Baseado
num conto de Haruki Murakami incluído no livro O Elefante Evapora-se, Em
Chamas foi realizado por Lee Chang-Dong (2018), também ele escritor, mas mais
conhecido em Portugal como realizador do filme Poesia (2010). Em Chamas
transforma ligeiramente as personagens do autor japonês, situando a acção na
Coreia do Sul. O guião parece segregar uma história possível para aquilo que
não é narrado no conto de Murakami, intensificando a sua atmosfera incerta com
sugestões de paranóia e desenvolvendo o interesse pelo espaço, nomeadamente por
espaços abandonados, que os textos do autor tantas vezes cultivam.

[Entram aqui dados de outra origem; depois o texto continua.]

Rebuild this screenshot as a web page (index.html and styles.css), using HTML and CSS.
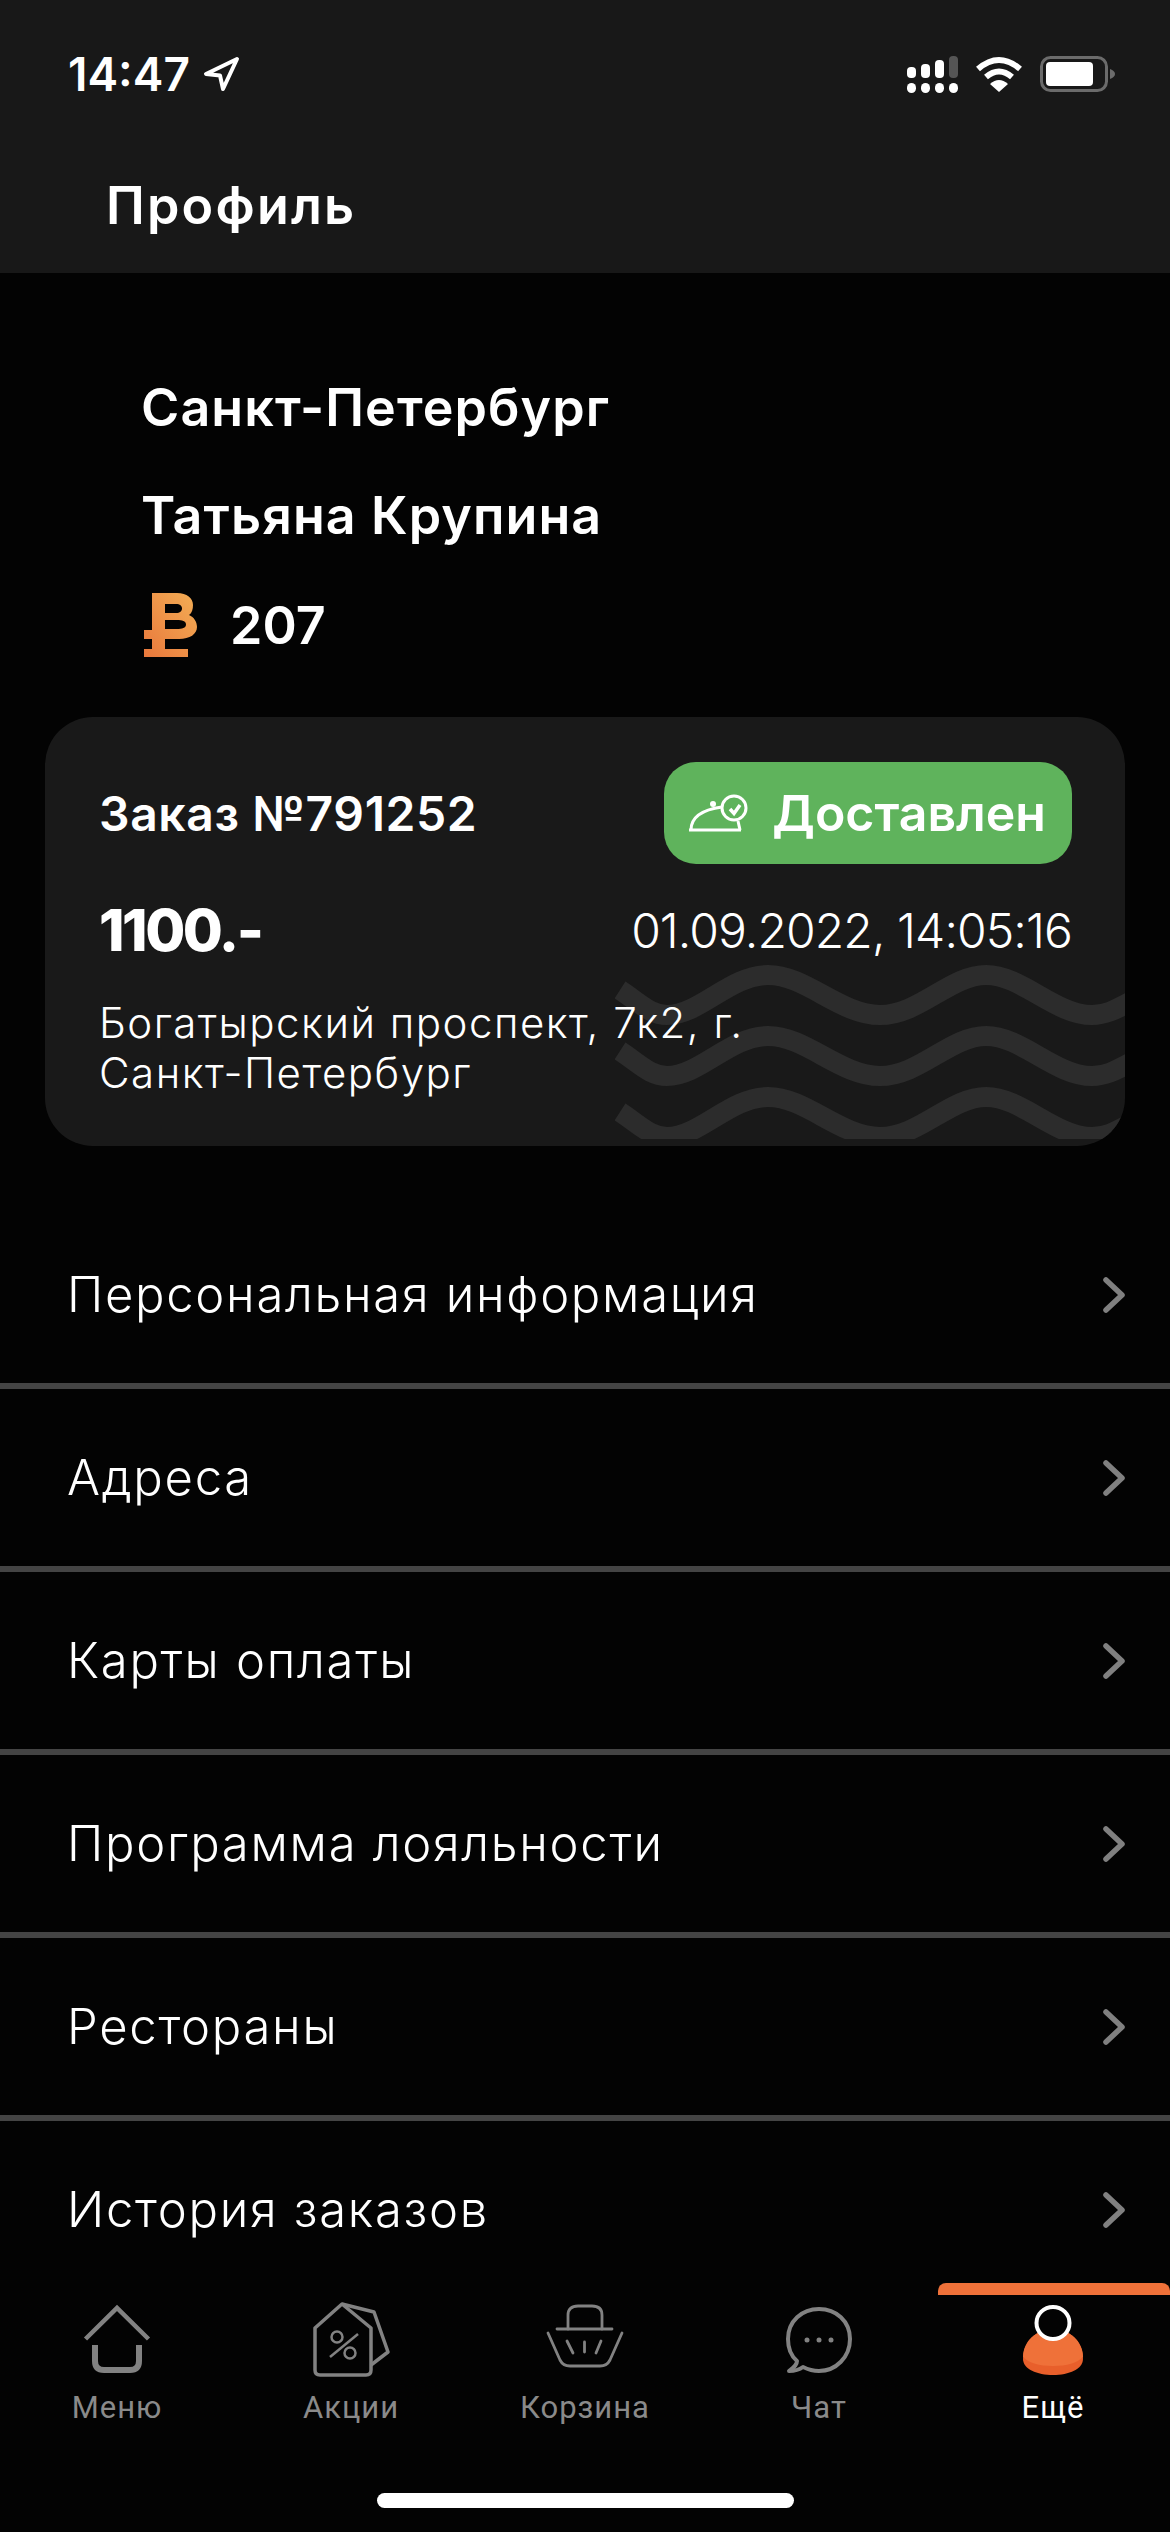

Como
protagonistas, temos um aspirante a escritor, uma rapariga que sobrevive a
custo, recorrendo a expedientes dúbios, e Ben, um rapaz rico e misterioso, descrito
como uma espécie de Gatsby. Talvez a característica mais interessante de Em Chamas seja o modo como entende o
cinema como reconhecimento do espaço, dedicando enorme atenção aos pormenores
que distinguem cada um dos lugares onde a acção decorre, explorados muitas
vezes como se neles se procurasse pistas para resolver um enigma nunca
totalmente verbalizado. A banda sonora de Mowg é essencial para transmitir essa
sensação, sobretudo quando acompanha os percursos do aspirante a escritor
seguindo o rapaz rico de carro (em cenas que podem recordar alguns momentos de Vertigo), procurando a rapariga, ou
correndo pelos campos, no meio das estufas abandonadas que Ben confessa que gosta
de incendiar. A acção decorre em Paju, entre o rural e o urbano. Na cidade,
temos movimento, cafés e restaurantes agradáveis, supermercados, o apartamento
minúsculo, atravancado e escuro da personagem feminina, com um gato
(invisível?) chamado Bolha e com vista para a Torre de Seoul, bem como o
apartamento luxuoso do rapaz rico. Na aldeia, temos a quinta desarrumada do
aspirante a escritor, na fronteira com a Coreia do Norte, além de espaços vastos e
quase desertos, esporadicamente ocupados por estufas, casas ou instalações
industriais ou agrícolas. A maneira inteligente como estes espaços são
explorados e associados a cada personagem contribui decisivamente para a
coerência do filme e para a caracterização psicológica dos intervenientes. Outro
dos elementos mais importantes é o modo como as personagens vão dando
ou encontrando sub-repticiamente pistas para a compreensão da acção, estando
uma das mais relevantes contida numa conversa aparentemente inofensiva sobre
mímica em que a rapariga explica que o segredo dessa arte é não acreditar na
presença do que é representado, mas sim esquecer a sua ausência. Contudo, o
argumento nunca cai no erro de oferecer ao espectador uma explicação para os
acontecimentos mostrados, gerindo habilmente a ambiguidade até ao final. Por todos
estes motivos, Em Chamas não deixa
ficar mal nem os leitores de Murakami nem os amantes de thrillers psicológicos.